Title:
|
Perceptions and expressions of leadership in Gaelic sources, Ireland, c.1400-c.1600
|
This dissertation presents Gaelic perceptions and expressions of leadership in Ireland, c.1400 – c.1600, as found in Gaelic literary sources, with special emphasis on the work of the professional court poets. It is a literary study which, while set against the historical background, is concerned with questions of lexis, rhetoric, stylistic forms and techniques, and cultural systems. Because of the particular interest of the issue of nationalism in later sixteenth-century Ireland, the work has been divided into two parts, the chronological split being placed about 1560: this makes a comparison possible between the themes present in late sixteenth-century literature and those found in earlier texts. Because so much of the poetry was commissioned by the chiefs themselves, of interest is also the question of poetic sincerity as opposed to mere flattery. This dissertation provides an examination of the careers of twenty-nine fifteenth- and sixteenth-century leaders, and opinions about them as expressed by contemporary and near-contemporary Gaelic commentators.

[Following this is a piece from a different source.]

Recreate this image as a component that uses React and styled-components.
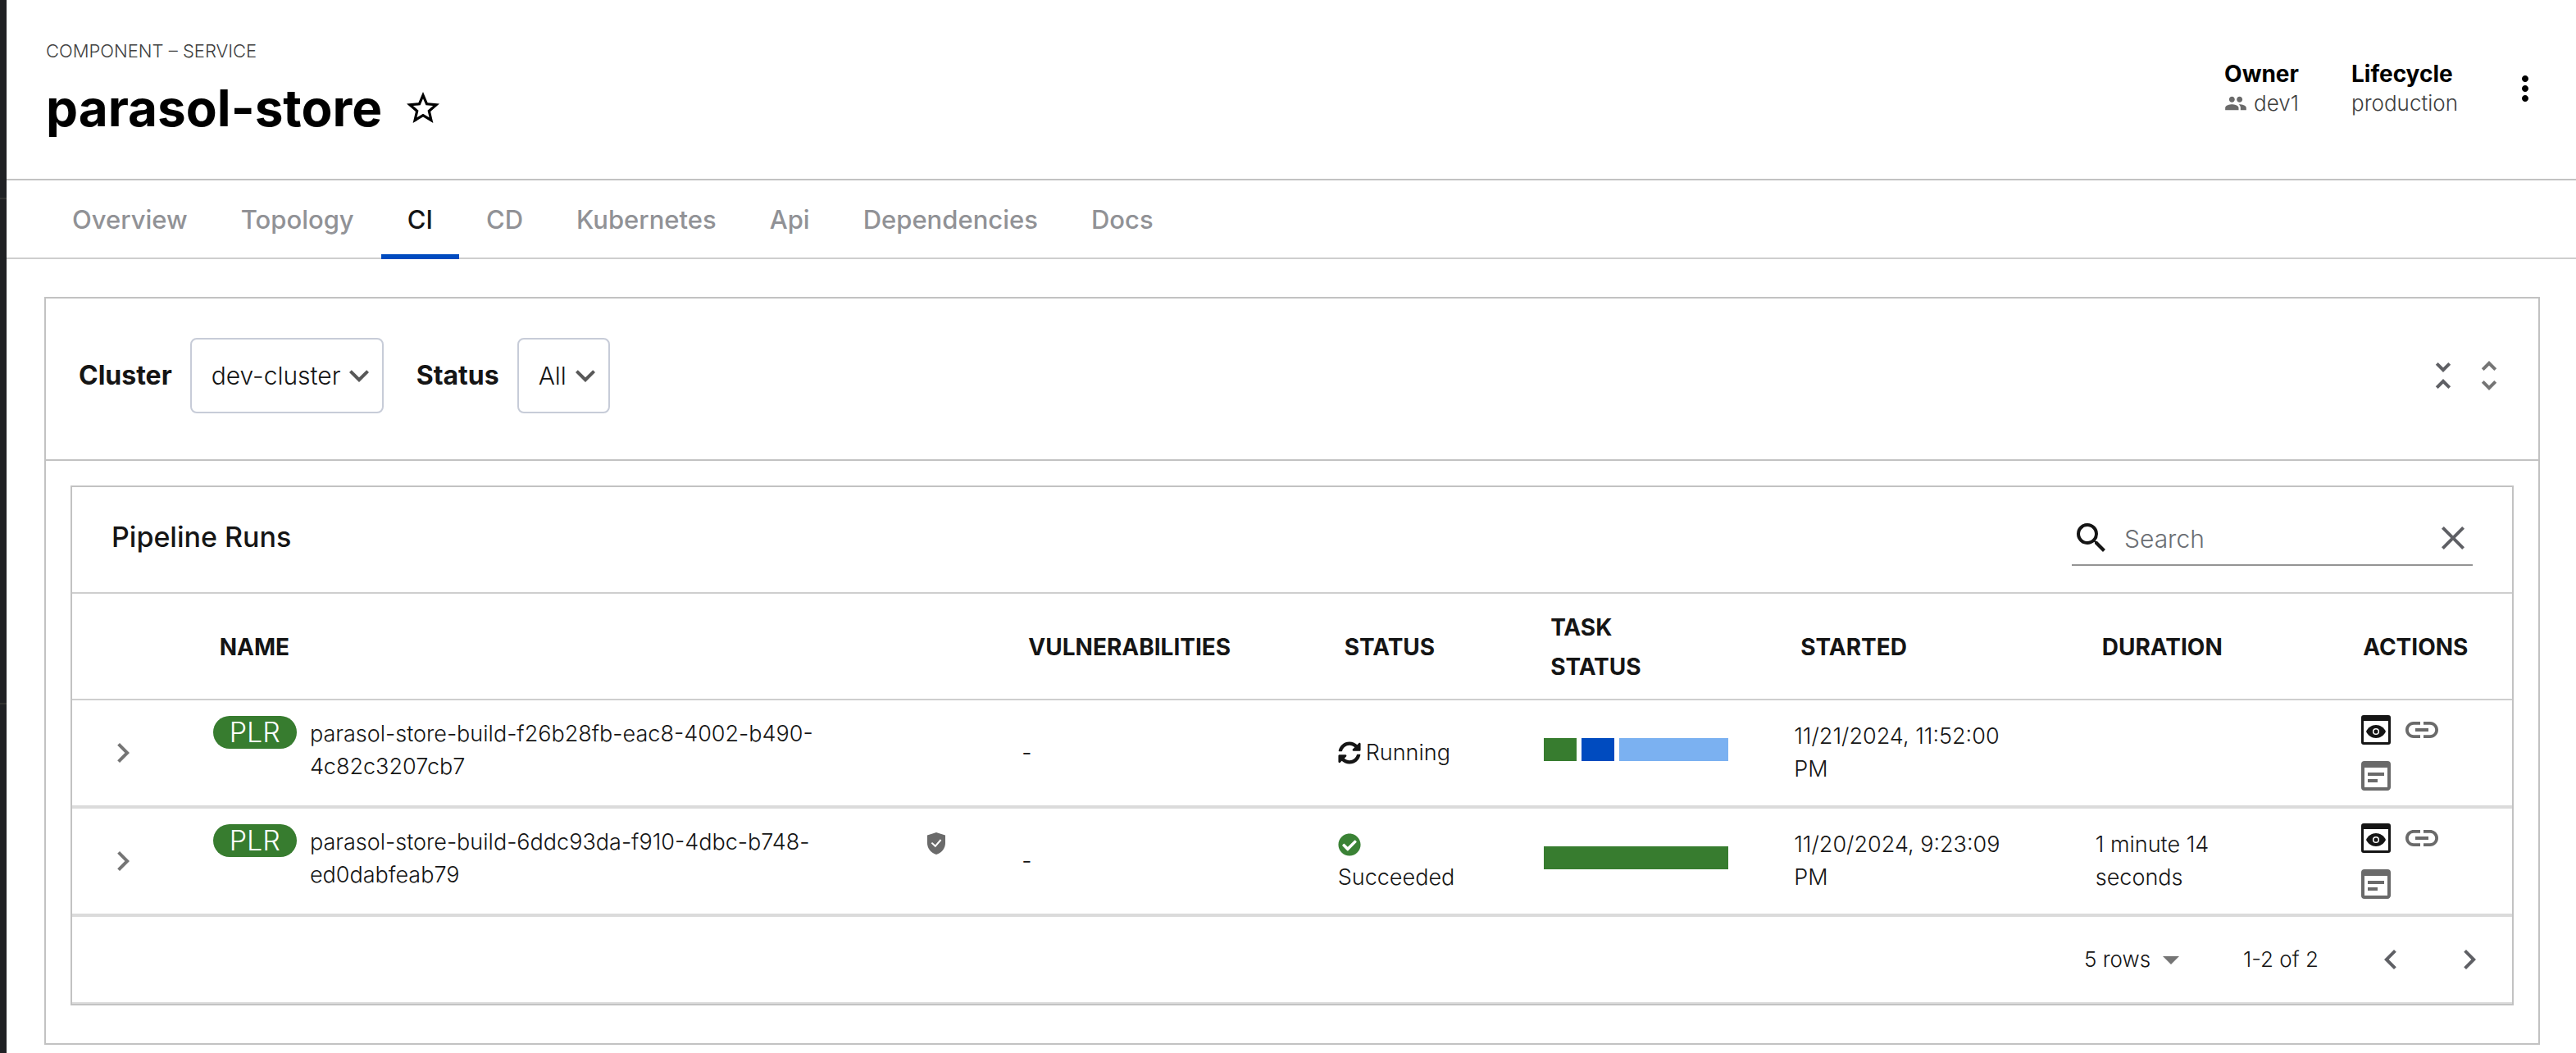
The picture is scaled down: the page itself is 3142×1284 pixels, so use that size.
import React from 'react';
import styled, { createGlobalStyle } from 'styled-components';
import {
  MdStarBorder,
  MdPeople,
  MdMoreVert,
  MdUnfoldLess,
  MdUnfoldMore,
  MdExpandMore,
  MdSearch,
  MdClear,
  MdChevronLeft,
  MdChevronRight,
  MdInsertLink,
  MdWysiwyg,
  MdArrowDropDown,
} from 'react-icons/md';
import { FaSyncAlt, FaCheckCircle } from 'react-icons/fa';

const c = {
  text: '#151515',
  muted: '#3f3f3f',
  icon: '#6a6a6a',
  steel: '#5f6065',
  line: '#c2c2c2',
  lineSoft: '#cecece',
  rowLine: '#dbdbdb',
  green: '#377c2f',
  blue: '#004bbf',
  sky: '#7bb1f1',
};

const GlobalStyle = createGlobalStyle`
  *, *::before, *::after { box-sizing: border-box; }
  body {
    margin: 0;
    background: #fff;
    color: ${c.text};
    font-family: Inter, "Open Sans", sans-serif;
    font-size: 26px;
    font-weight: 350;
    line-height: 40px;
  }
  button, input, select { font: inherit; color: inherit; }
  svg { display: block; flex: none; }
`;

const Shell = styled.div`
  display: grid;
  grid-template-columns: 8px minmax(0, 1fr);
  min-height: 100vh;
`;

const SideRail = styled.aside`
  display: flex;
  flex-direction: column;
  background: #202124;
`;

const RailSection = styled.div`
  height: ${(p) => p.$height}px;
  border-bottom: 2px solid #333331;
`;

const Main = styled.main`
  min-width: 0;
`;

const IconButton = styled.button`
  display: flex;
  align-items: center;
  justify-content: center;
  width: 48px;
  height: 48px;
  padding: 0;
  border: 0;
  background: none;
  color: ${(p) => p.$color || c.icon};
  font-size: 48px;
  cursor: pointer;
`;

/* Page header */

const PageHeader = styled.header`
  display: flex;
  align-items: flex-start;
  justify-content: space-between;
  padding: 46px 38px 48px 48px;
  border-bottom: 2px solid ${c.line};
`;

const Kind = styled.div`
  margin-bottom: 16px;
  color: ${c.muted};
  font-size: 22px;
  line-height: 32px;
  text-transform: uppercase;
`;

const TitleRow = styled.div`
  display: flex;
  align-items: center;
  gap: 26px;
`;

const Title = styled.h1`
  margin: 0;
  color: #000;
  font-size: 62px;
  font-weight: 700;
  line-height: 76px;
`;

const HeaderSide = styled.div`
  display: flex;
  align-items: center;
  padding-top: 26px;
`;

const Meta = styled.dl`
  margin: 0 64px 0 0;
  line-height: 36px;

  &:last-of-type { margin-right: 58px; }
`;

const MetaLabel = styled.dt`
  color: #000;
  font-size: 28px;
  font-weight: 700;
`;

const MetaValue = styled.dd`
  display: flex;
  align-items: center;
  gap: 8px;
  margin: 0;
  color: ${c.muted};

  svg { color: ${c.icon}; font-size: 28px; }
`;

/* Tabs */

const Tabs = styled.nav`
  display: flex;
  gap: 1px;
  padding-left: 48px;
  border-bottom: 2px solid ${c.lineSoft};
`;

const Tab = styled.a`
  margin-bottom: -2px;
  padding: 28px 32px 22px;
  border-bottom: 6px solid ${(p) => (p.$active ? c.blue : 'transparent')};
  color: ${(p) => (p.$active ? c.text : '#919296')};
  font-size: 31px;
  font-weight: 500;
  text-decoration: none;
`;

/* Cards */

const Content = styled.div`
  padding: 46px 44px 10px 46px;
`;

const Card = styled.section`
  border: 2px solid ${c.line};
`;

const FilterBar = styled.div`
  display: flex;
  align-items: center;
  padding: 48px 36px 56px 40px;
  border-bottom: 2px solid ${c.line};
`;

const Filter = styled.label`
  display: flex;
  align-items: center;
  gap: 22px;
  margin-right: 40px;
  font-size: 32px;
  font-weight: 700;
`;

const SelectBox = styled.span`
  position: relative;
  display: inline-flex;
  align-items: center;
  color: ${c.text};

  svg {
    position: absolute;
    right: ${(p) => (p.$plain ? 0 : 6)}px;
    color: ${(p) => (p.$plain ? '#757575' : '#585858')};
    font-size: 48px;
    pointer-events: none;
  }
`;

const FilterSelect = styled.select`
  appearance: none;
  height: 92px;
  padding: 0 50px 0 24px;
  border: 2px solid #c7ccd8;
  border-radius: 8px;
  background: #fff;
  font-size: 30px;
  font-weight: 350;
`;

const FoldButtons = styled.div`
  display: flex;
  gap: 8px;
  margin-left: auto;
`;

const CardBody = styled.div`
  padding: 30px 30px 46px;
`;

const Toolbar = styled.div`
  display: flex;
  align-items: center;
  justify-content: space-between;
  min-height: 128px;
  padding: 0 48px 2px;
`;

const CardTitle = styled.h2`
  margin: 0;
  padding-bottom: 4px;
  font-size: 34px;
  font-weight: 500;
  line-height: 40px;
`;

const SearchField = styled.label`
  display: flex;
  align-items: center;
  gap: 16px;
  width: 489px;
  height: 66px;
  border-bottom: 2px solid #949494;

  > svg { font-size: 48px; }
`;

const SearchInput = styled.input`
  flex: 1;
  min-width: 0;
  padding: 2px 0 0;
  border: 0;
  outline: 0;
  background: none;
  font-size: 30px;

  &::placeholder { color: #6b6e73; opacity: 1; }
`;

/* Table */

const Table = styled.table`
  width: 100%;
  table-layout: fixed;
  border-collapse: separate;
  border-spacing: 0;
`;

const Col = styled.col`
  width: ${(p) => p.$share}%;
`;

const Th = styled.th`
  height: 132px;
  padding: 2px 120px 0 28px;
  border-top: 2px solid ${c.lineSoft};
  border-bottom: 2px solid ${c.lineSoft};
  font-size: 28px;
  font-weight: 700;
  line-height: 48px;
  text-align: left;
  text-transform: uppercase;
`;

const Td = styled.td`
  height: 132px;
  padding: 0 ${(p) => p.$end ?? 80}px 0 ${(p) => p.$start ?? 20}px;
  border-bottom: 4px solid ${c.rowLine};
  font-size: 27px;
  vertical-align: middle;
`;

const NameCell = styled.div`
  display: flex;
  align-items: flex-start;
  gap: 16px;
  padding-bottom: 8px;
`;

const Badge = styled.span`
  flex: none;
  padding: 0 20px;
  border-radius: 20px;
  background: ${c.green};
  color: #fff;
  font-size: 34px;
`;

const RunName = styled.span`
  max-width: 720px;
  padding-top: 2px;
`;

const SignedMark = styled.span`
  display: flex;
  align-items: center;
  height: 46px;
  margin-left: auto;
`;

const StatusCell = styled.div`
  display: flex;
  flex-wrap: wrap;
  align-items: center;
  column-gap: 6px;

  svg {
    height: 40px;
    font-size: 28px;
    color: ${(p) => (p.$tone === 'ok' ? '#3a8235' : c.text)};
  }
`;

const TaskBar = styled.div`
  display: flex;
  gap: 6px;
  margin-bottom: 8px;
`;

const TaskSegment = styled.span`
  flex: ${(p) => p.$weight} 1 0;
  height: 28px;
  background: ${(p) => p.$color};
`;

const Actions = styled.div`
  display: flex;
  flex-wrap: wrap;
  gap: 8px;
`;

const Footer = styled.footer`
  display: flex;
  align-items: center;
  justify-content: flex-end;
  gap: 64px;
  min-height: 106px;
  padding-right: 28px;
  border-bottom: 2px solid ${c.rowLine};
`;

const RowsSelect = styled.select`
  appearance: none;
  padding: 0 48px 0 0;
  border: 0;
  background: none;
`;

const Pager = styled.div`
  display: flex;
  gap: 48px;
`;

const ShieldIcon = () => (
  <svg width="22" height="27" viewBox="0 0 22 27" aria-label="Signed">
    <path d="M11 0 22 3.6V13c0 6-4 12-11 14C4 25 0 19 0 13V3.6z" fill="#6a6a6a" />
    <path d="m5.4 12.6 4.4 4.2L16.6 9" fill="none" stroke="#fff" strokeWidth="2" />
  </svg>
);

const PreviewIcon = () => (
  <svg width="36" height="36" viewBox="0 0 36 36" aria-hidden="true">
    <path
      fillRule="evenodd"
      fill="#151515"
      d="M3 0h30a3 3 0 0 1 3 3v30a3 3 0 0 1-3 3H3a3 3 0 0 1-3-3V3a3 3 0 0 1 3-3zm0 7v26h30V7z"
    />
    <path d="M6 20c2.2-4.9 6.8-8 12-8s9.8 3.1 12 8c-2.2 4.9-6.8 8-12 8S8.2 24.9 6 20z" fill="#151515" />
    <circle cx="18" cy="20" r="3.3" fill="#151515" stroke="#fff" strokeWidth="1.5" />
  </svg>
);

const TABS = ['Overview', 'Topology', 'CI', 'CD', 'Kubernetes', 'Api', 'Dependencies', 'Docs'];

const COLUMNS = [
  { label: '', share: 5.1 },
  { label: 'Name', share: 33.15 },
  { label: 'Vulnerabilities', share: 12.95 },
  { label: 'Status', share: 8.45 },
  { label: 'Task status', share: 10.25 },
  { label: 'Started', share: 12.35 },
  { label: 'Duration', share: 10.7 },
  { label: 'Actions', share: 7.05 },
];

const RUNS = [
  {
    name: 'parasol-store-build-f26b28fb-eac8-4002-b490-4c82c3207cb7',
    status: 'Running',
    tasks: [
      { weight: 40, color: c.green },
      { weight: 40, color: c.blue },
      { weight: 133, color: c.sky },
    ],
    started: '11/21/2024, 11:52:00 PM',
    duration: '',
  },
  {
    name: 'parasol-store-build-6ddc93da-f910-4dbc-b748-ed0dabfeab79',
    signed: true,
    status: 'Succeeded',
    tasks: [{ weight: 1, color: c.green }],
    started: '11/20/2024, 9:23:09 PM',
    duration: '1 minute 14 seconds',
  },
];

function RunRow({ run }) {
  const ok = run.status === 'Succeeded';
  return (
    <tr>
      <Td $start={38} $end={0}>
        <IconButton $color="#757575" aria-label="Expand row">
          <MdChevronRight />
        </IconButton>
      </Td>
      <Td $end={73}>
        <NameCell>
          <Badge>PLR</Badge>
          <RunName>{run.name}</RunName>
          {run.signed && (
            <SignedMark>
              <ShieldIcon />
            </SignedMark>
          )}
        </NameCell>
      </Td>
      <Td>-</Td>
      <Td>
        <StatusCell $tone={ok ? 'ok' : 'busy'}>
          {ok ? <FaCheckCircle /> : <FaSyncAlt />}
          <span>{run.status}</span>
        </StatusCell>
      </Td>
      <Td $end={60}>
        <TaskBar>
          {run.tasks.map((t) => (
            <TaskSegment key={t.color} $weight={t.weight} $color={t.color} />
          ))}
        </TaskBar>
      </Td>
      <Td>{run.started}</Td>
      <Td>{run.duration}</Td>
      <Td>
        <Actions>
          <IconButton aria-label="View output">
            <PreviewIcon />
          </IconButton>
          <IconButton aria-label="View SBOM">
            <MdInsertLink />
          </IconButton>
          <IconButton aria-label="View logs">
            <MdWysiwyg />
          </IconButton>
        </Actions>
      </Td>
    </tr>
  );
}

export default function App() {
  return (
    <>
      <GlobalStyle />
      <Shell>
        <SideRail>
          <RailSection $height={243} />
          <RailSection $height={616} />
        </SideRail>
        <Main>
          <PageHeader>
            <div>
              <Kind>component – service</Kind>
              <TitleRow>
                <Title>parasol-store</Title>
                <IconButton $color="#000" aria-label="Add to favorites">
                  <MdStarBorder />
                </IconButton>
              </TitleRow>
            </div>
            <HeaderSide>
              <Meta>
                <MetaLabel>Owner</MetaLabel>
                <MetaValue>
                  <MdPeople />
                  dev1
                </MetaValue>
              </Meta>
              <Meta>
                <MetaLabel>Lifecycle</MetaLabel>
                <MetaValue>production</MetaValue>
              </Meta>
              <IconButton $color="#000" aria-label="More options">
                <MdMoreVert />
              </IconButton>
            </HeaderSide>
          </PageHeader>

          <Tabs>
            {TABS.map((t) => (
              <Tab key={t} href={`#${t.toLowerCase()}`} $active={t === 'CI'}>
                {t}
              </Tab>
            ))}
          </Tabs>

          <Content>
            <Card>
              <FilterBar>
                <Filter>
                  Cluster
                  <SelectBox>
                    <FilterSelect defaultValue="dev-cluster">
                      <option>dev-cluster</option>
                    </FilterSelect>
                    <MdExpandMore />
                  </SelectBox>
                </Filter>
                <Filter>
                  Status
                  <SelectBox>
                    <FilterSelect defaultValue="All">
                      <option>All</option>
                    </FilterSelect>
                    <MdExpandMore />
                  </SelectBox>
                </Filter>
                <FoldButtons>
                  <IconButton $color={c.steel} aria-label="Collapse all">
                    <MdUnfoldLess />
                  </IconButton>
                  <IconButton $color="#757575" aria-label="Expand all">
                    <MdUnfoldMore />
                  </IconButton>
                </FoldButtons>
              </FilterBar>

              <CardBody>
                <Card>
                  <Toolbar>
                    <CardTitle>Pipeline Runs</CardTitle>
                    <SearchField>
                      <MdSearch />
                      <SearchInput type="text" placeholder="Search" aria-label="Search" />
                      <IconButton $color={c.steel} aria-label="Clear search">
                        <MdClear />
                      </IconButton>
                    </SearchField>
                  </Toolbar>

                  <Table>
                    <colgroup>
                      {COLUMNS.map((col) => (
                        <Col key={col.label} $share={col.share} />
                      ))}
                    </colgroup>
                    <thead>
                      <tr>
                        {COLUMNS.map((col) => (
                          <Th key={col.label} scope="col">
                            {col.label}
                          </Th>
                        ))}
                      </tr>
                    </thead>
                    <tbody>
                      {RUNS.map((run) => (
                        <RunRow key={run.name} run={run} />
                      ))}
                    </tbody>
                  </Table>

                  <Footer>
                    <SelectBox $plain>
                      <RowsSelect defaultValue="5 rows" aria-label="Rows per page">
                        <option>5 rows</option>
                      </RowsSelect>
                      <MdArrowDropDown />
                    </SelectBox>
                    <span>1-2 of 2</span>
                    <Pager>
                      <IconButton $color={c.steel} aria-label="Previous page">
                        <MdChevronLeft />
                      </IconButton>
                      <IconButton $color={c.steel} aria-label="Next page">
                        <MdChevronRight />
                      </IconButton>
                    </Pager>
                  </Footer>
                </Card>
              </CardBody>
            </Card>
          </Content>
        </Main>
      </Shell>
    </>
  );
}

These leaders, established in the various provinces of Ireland, vary in their ethnicities as well as in their political inclinations. The evidence gathered (which includes chronicles and well over two hundred poems) is explored in search of trends and themes, and a pattern is proposed – tentatively, for so much material still needs to be researched – for ideal political leadership as perceived and expressed by the native literary elite.